Did CIA's Dirty Work Crews Conduct Kidnappings All Over Europe?

"Milan [Italy] prosecutors and police spent the last two years documenting Americans' role in the February 17, 2003 disappearance of Hussan Mustafa Omar Nasr, 42, an Egyptian cleric," notes The Washington Post in a June 26, 2005 article headlined "Italians Detail Lavish CIA Operation." The Post recalled that, " On Thursday [June 23, 2005], a Milan judge ruled that there was enough evidence to warrant the arrest of 13 suspected CIA operatives on kidnapping charges."

"The Americans' whereabouts are unknown, and Italian authorities acknowledged that the odds were slim that they would ever be taken into custody," the paper said. "The CIA has declined to comment."
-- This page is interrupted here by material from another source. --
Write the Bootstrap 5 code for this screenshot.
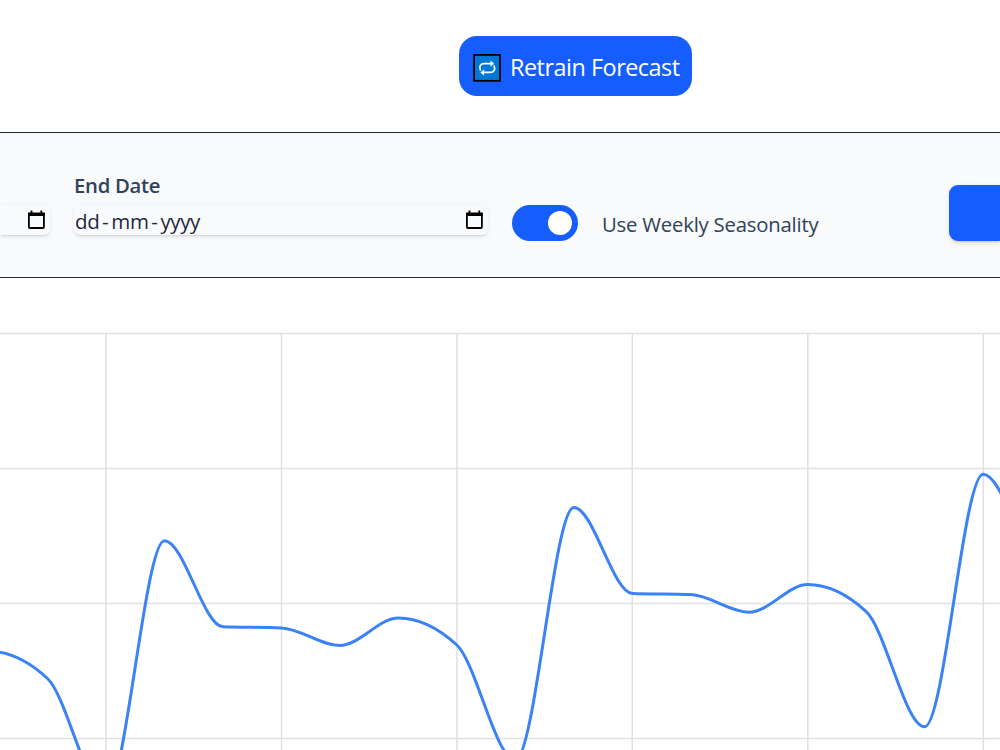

Surely The Post did not expect the Bush Administration and the CIA to provide an opportunity for more speculation about the controversial "special rendition" program conducted by the CIA's " Special Removal Unit." The unit takes so-called terror suspects to countries like Egypt, Jordan, Morocco, Syria and Uzbekistan, where they are reportedly tortured to obtain information beneficial to the U.S. See Jane Mayer's article in the February 14, 2005 issue of The New Yorker headlined "Outsourcing Torture: The secret history of Americas extraordinary rendition program" for more on this subject.

The New York Times also weighed in on the Milan judge's call for the arrest of the U.S. CIA agents cited in The Post story. Stephen Grey and Don Van Natta, Jr., in an article also published in the June 27, 2005 edition of the New York Times Company-owned International Herald Tribune, characterized it this way:

The extraordinary decision by an Italian judge to order the arrest of 13 people linked to the CIA on charges of kidnapping a terrorism suspect here [in Milan] dramatizes a growing rift between American counterterrorism officials and their counterparts in Europe.
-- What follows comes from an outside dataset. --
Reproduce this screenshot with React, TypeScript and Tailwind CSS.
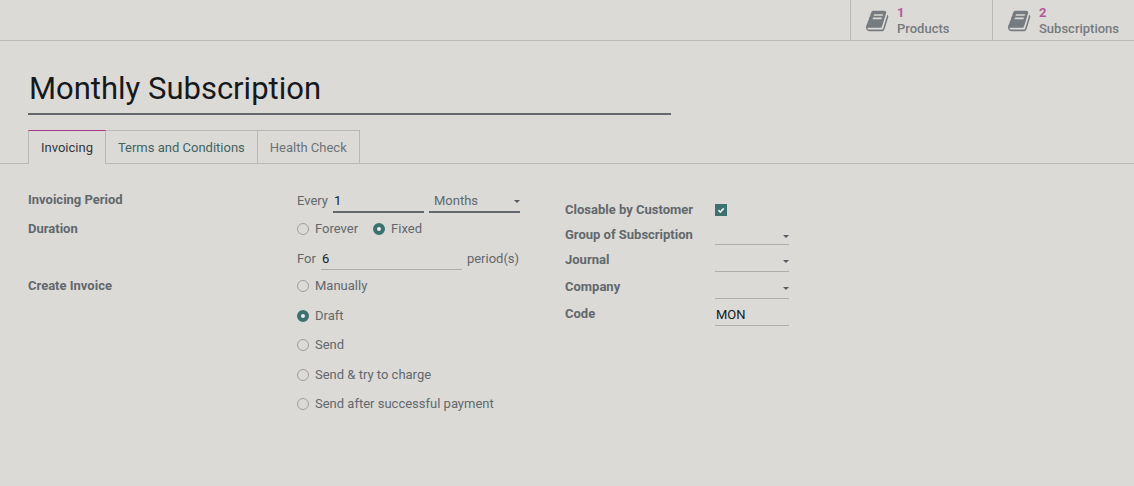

European counterterrorism officials have pursued a policy of building criminal cases against terrorism suspects through surveillance, wiretaps, detective work and the criminal justice system. The United States, however, has frequently used other means since Sept. 11, 2001, including renditions - abducting terror suspects from foreign countries and transporting them for questioning to third countries, some of which are known to use torture.

They said, "The two approaches seem to have collided for an Egyptian cleric, Hassan Mustafa Osama Nasr, or Abu Omar, accused of leading a militant mosque in Milan."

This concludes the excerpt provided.